The Company is currently engaged in the detailed assessment and design phase of the project. The detailed assessment and design phase involves establishing work teams to complete a comprehensive analysis of the impact of the IFRS differences identified in the initial scoping assessment. In addition, an initial evaluation of IFRS 1 transition exemptions and an analysis of financial systems will be performed.
During the implementation phase, the Company will execute the required changes to business processes, financial systems, accounting policies, disclosure controls and internal controls over financial reporting.
At this time, the impact on financial statements is not reasonably determinable.
Share Data
The authorized share capital of Petro-Canada consists of an unlimited number of common shares and an unlimited number of preferred shares issuable in series designated as either senior preferred shares or junior preferred shares.

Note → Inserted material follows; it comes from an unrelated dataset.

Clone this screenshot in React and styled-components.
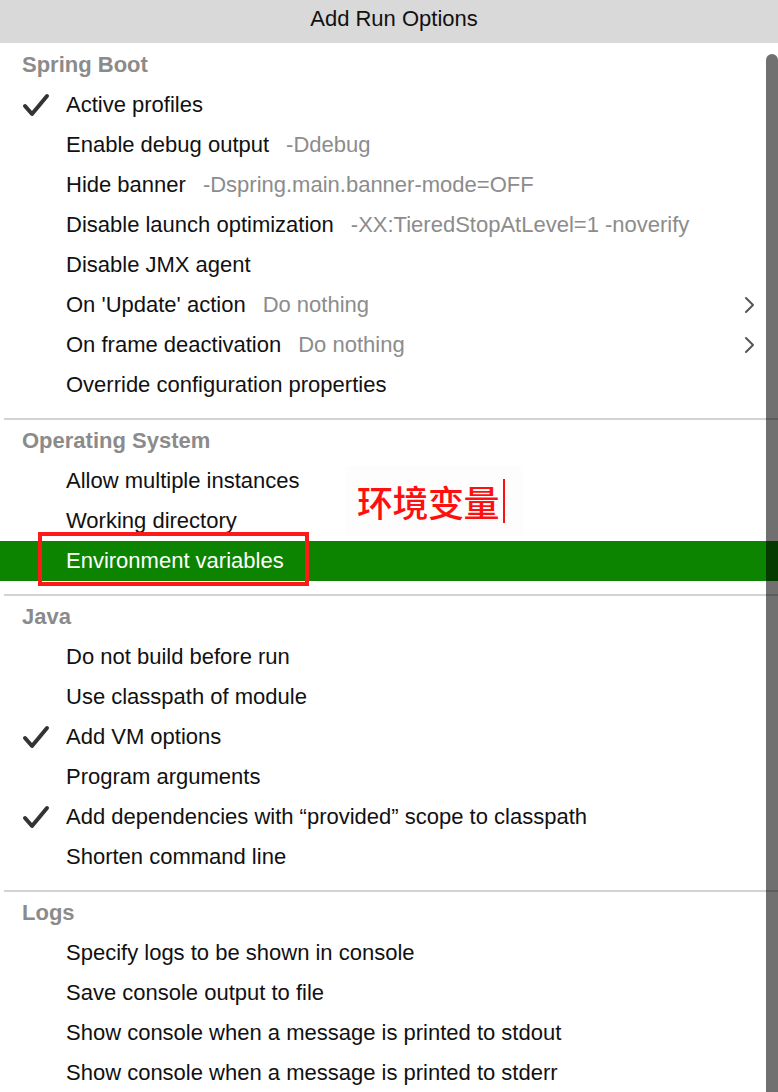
import React from 'react';
import styled, {createGlobalStyle} from 'styled-components';

const GlobalStyle = createGlobalStyle`
    html, body {
        margin: 0;
        padding: 0;
        background: #ffffff;
    }
    body {
        font-family: "Liberation Sans", Arial, sans-serif;
    }
`;

const sections = [
    {
        title: 'Spring Boot',
        items: [
            {label: 'Active profiles', checked: true},
            {label: 'Enable debug output', hint: '-Ddebug'},
            {label: 'Hide banner', hint: '-Dspring.main.banner-mode=OFF'},
            {label: 'Disable launch optimization', hint: '-XX:TieredStopAtLevel=1 -noverify'},
            {label: 'Disable JMX agent'},
            {label: "On 'Update' action", hint: 'Do nothing', submenu: true},
            {label: 'On frame deactivation', hint: 'Do nothing', submenu: true},
            {label: 'Override configuration properties'},
        ],
    },
    {
        title: 'Operating System',
        items: [
            {label: 'Allow multiple instances'},
            {label: 'Working directory'},
            {label: 'Environment variables', selected: true},
        ],
    },
    {
        title: 'Java',
        items: [
            {label: 'Do not build before run'},
            {label: 'Use classpath of module'},
            {label: 'Add VM options', checked: true},
            {label: 'Program arguments'},
            {label: 'Add dependencies with \u201cprovided\u201d scope to classpath', checked: true},
            {label: 'Shorten command line'},
        ],
    },
    {
        title: 'Logs',
        items: [
            {label: 'Specify logs to be shown in console'},
            {label: 'Save console output to file'},
            {label: 'Show console when a message is printed to stdout'},
            {label: 'Show console when a message is printed to stderr'},
        ],
    },
];

const CheckIcon = () => (
    <svg width="30" height="24" viewBox="0 0 30 24">
        <polyline points="4,13 11,21 26,3" fill="none" stroke="#333" strokeWidth="4" strokeLinecap="round" strokeLinejoin="round"/>
    </svg>
);

const ChevronIcon = () => (
    <svg width="12" height="18" viewBox="0 0 12 18">
        <polyline points="2,2 9,9 2,16" fill="none" stroke="#555" strokeWidth="2" strokeLinecap="round" strokeLinejoin="round"/>
    </svg>
);

export default function App() {
    return (
        <Popup>
            <GlobalStyle/>
            <TitleBar>Add Run Options</TitleBar>
            <List>
                {sections.map((section, i) => (
                    <Section key={section.title}>
                        {i > 0 && <Divider/>}
                        <SectionTitle>{section.title}</SectionTitle>
                        {section.items.map(item => (
                            <Row key={item.label} $selected={item.selected}>
                                <CheckSlot>{item.checked && <CheckIcon/>}</CheckSlot>
                                <Label>{item.label}</Label>
                                {item.hint && <Hint>{item.hint}</Hint>}
                                {item.submenu && <Arrow><ChevronIcon/></Arrow>}
                                {item.selected && <Highlight/>}
                            </Row>
                        ))}
                    </Section>
                ))}
            </List>
            <Annotation>
                <AnnotationText>环境变量</AnnotationText>
                <Caret/>
            </Annotation>
            <ScrollThumb/>
        </Popup>
    );
}

const Popup = styled.div`
    position: relative;
    width: 778px;
    height: 1092px;
    overflow: hidden;
    background: #ffffff;
`;

const TitleBar = styled.div`
    height: 43px;
    box-sizing: border-box;
    padding: 0 0 6px 10px;
    background: #d9d9d9;
    color: #111;
    font-size: 22px;
    display: flex;
    align-items: center;
    justify-content: center;
`;

const List = styled.div`
    padding-top: 2px;
`;

const Section = styled.div`
    display: flex;
    flex-direction: column;
`;

const Divider = styled.div`
    height: 2px;
    background: #d3d3d3;
    margin: 13px 0 1px 4px;
`;

const SectionTitle = styled.div`
    height: 40px;
    display: flex;
    align-items: center;
    padding-left: 22px;
    font-size: 22px;
    font-weight: bold;
    color: #8b8b8b;
`;

const Row = styled.div`
    position: relative;
    height: 40px;
    display: flex;
    align-items: center;
    font-size: 22px;
    color: ${p => p.$selected ? '#ffffff' : '#111111'};
    background: ${p => p.$selected ? '#0d8400' : 'transparent'};
`;

const CheckSlot = styled.div`
    width: 66px;
    padding-left: 21px;
    box-sizing: border-box;
    display: flex;
    align-items: center;
`;

const Label = styled.span`
    white-space: nowrap;
`;

const Hint = styled.span`
    margin-left: 17px;
    color: #8c8c8c;
    white-space: nowrap;
`;

const Arrow = styled.span`
    margin-left: auto;
    padding-right: 22px;
    display: flex;
    align-items: center;
`;

const Highlight = styled.div`
    position: absolute;
    left: 38px;
    top: -9px;
    width: 263px;
    height: 46px;
    border: 4px solid #ff1a1a;
`;

const Annotation = styled.div`
    position: absolute;
    left: 345px;
    top: 466px;
    width: 178px;
    height: 70px;
    background: #fdfdfd;
    display: flex;
    align-items: center;
    padding-left: 12px;
    box-sizing: border-box;
`;

const AnnotationText = styled.span`
    font-family: "Noto Sans CJK SC", sans-serif;
    font-size: 36px;
    font-weight: 500;
    color: #ff1010;
    letter-spacing: -0.5px;
    line-height: 1;
`;

const Caret = styled.span`
    width: 2px;
    height: 44px;
    background: #ff1010;
    margin-left: 4px;
`;

const ScrollThumb = styled.div`
    position: absolute;
    right: 0;
    top: 54px;
    bottom: 0;
    width: 12px;
    background: rgba(0, 0, 0, 0.56);
    border-radius: 6px 6px 0 0;
`;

As at February 27, 2009, there were 484,852,311 common shares outstanding and no preferred shares outstanding. For details of the Company's share capital and stock options outstanding at December 31, 2008, refer to Notes 23 and 24 of the 2008 Consolidated Financial Statements.
Additional Information
Copies of this MD&A and the following Consolidated Financial Statements, as well as the Company's latest AIF and Management Proxy Circular, may be obtained from the Company's website at www.petro-canada.ca or by mail upon request from the Corporate Secretary, 150 – 6 Avenue S.W., Calgary, Alberta, T2P 3E3. Other disclosure documents, and any reports, statements or other information filed by Petro-Canada with the Canadian provincial securities commissions or other similar regulatory authorities, are accessible through the Internet on the Canadian System for Electronic Document Analysis and Retrieval, which is commonly known by the acronym SEDAR, and located at www.sedar.com. SEDAR is the Canadian equivalent of the U.S. SEC's Electronic Data Gathering, Analysis, and Retrieval System, which is commonly known by the acronym EDGAR, and located at www.sec.gov.